Definition:  Cooperating and working effectively with others in the pursuit of common goals. 


 6 Tips for Building a Collaborative Team 

  1. Have a Common Purpose and Goal: Create and/or review the team's mission and purpose. Discuss why the team exists. Allow each team member to express commitment. 

  1. Trust Each Other: Be honest. Work to eliminate conflicts of interests. Avoid talking behind each other's back. 

  1. Clarify Roles:  Relate team member expectations to the team's overall purpose. Clarify responsibilities when action planning. Learn what others do on the team. Figure out ways to help each other. 

  1. Communicate Openly and Effectively:  Seek to understand all angles. Take responsibility for being heard and understood. Work to clear up misunderstandings quickly and accurately. Reinforce and recognize team member efforts. 

  1. Appreciate Diversity: Remember that reasonable people can and do differ with each other. Try to learn as much as you can from others. Evaluate a new idea based on its merits. 

  1. Balance the Teams Focus: Hold team celebrations for achieving results. Praise individual effort. Design individual performance goals that emphasize both results and teamwork. 

Adapted from 

Self-Directed Learning Activities 

Relevant Readings:


  • Bushe, G. (2011). Clear leadership: Sustaining real collaboration and partnership at work. Nicholas Brealey Publishing. 

  • Cain, J., & Jolliff, B. (1998). Teamwork & Teamplay: A Guide to Cooperative, Challenge and Adventure Activities That Build Confidence, Cooperation, Teamwork, Creativity, Trust, Decision Making, Conflict Resolution, Resource Management, Communication, Effective Feedback and Problem Solving Skills.  Dubuque, IA: Kendall/Hunt Publishing Company, Dubuque. 

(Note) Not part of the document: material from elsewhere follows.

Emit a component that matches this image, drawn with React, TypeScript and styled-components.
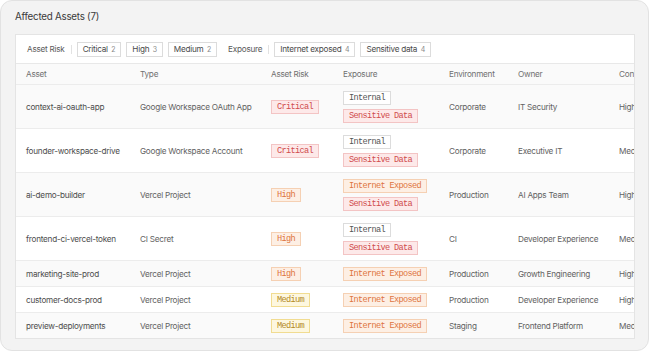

  • Frisch, B, (2011). Harvard business review on building better teams. Boston, MA: Harvard Business School Publishing Corporation. 

  • Maxwell, J. C. (2013). The 17 indisputable laws of teamwork: Embrace them and empower your team. Thomas Nelson Inc. (LINK ABSTRACT PDF) 

  • Parker, G. M. (2008). Team players and teamwork: New strategies for developing successful collaboration. San Francisco, CA: John Wiley & Sons. (LINK PDF) 

  •  Katzenbach, J. R., & Smith, D. K. (2005). The discipline of teams. Harvard Business Review, 83(7), 162. 


Self-Guided Activities:

  • Spontaneously offer to help someone, even if you are busy. Pay extra attention to assisting new team members.  

  • Help other team members improve their understanding and collaboration with one another. Share information about work being done and processes and procedures that need to be followed.  

  • To promote teamwork among groups, try to discourage “us versus them” thinking. Keep an eye out for “us versus them” thinking and discussions. Check yourself and caution others when they talk in those terms. Remind them of the larger organizational objectives. 

Guided Learning Activities 


  • Learn about your collaboration skills. Gather feedback from others on your collaboration styles and tactics, and periodically evaluate your performance based on the feedback. Formulate developmental plans with your supervisor based on the feedback you receive. 

  • Suggest mini-retreats for your team. These can be as long as an entire weekend, or a short as a trip to lunch. These can help build team spirit and commitment and enable all team members to get to know one another personally.  

  • Work with your supervisor to identify an opportunity for you to lead a team within your department. Follow the steps outlined above to build collaboration among the team members and document your experiences in a learning journal. Set up touch base meetings with supervisor to discuss your team’s progress.  

  • If possible, try to talk to each of your team members about their goals and responsibilities. Shadow them and ask them if they need help if you have time. This will allow you to observe and understand how each team member contributes to the goals of the team. 

Formal Training/Education 

School and Course Module(s):

  • Northwest College:  CO/M 2015 - Leadership Skills 

  • This course is designed to educate specified groups in effective leadership skills. Includes discussion and practice in teamwork, communication, critical thinking and problem solving, planning, conflict management, and social responsibility. 

  • Eastern Wyoming College: MGT 1000 Introduction to Supervision  

  • This course seeks to develop an understanding and appreciation of the basic concepts of supervision, to include planning, organizing, human resources management, directing, and controlling. Topics covered also include motivation, delegation, leadership, communications, team-building, total quality management, and discipline.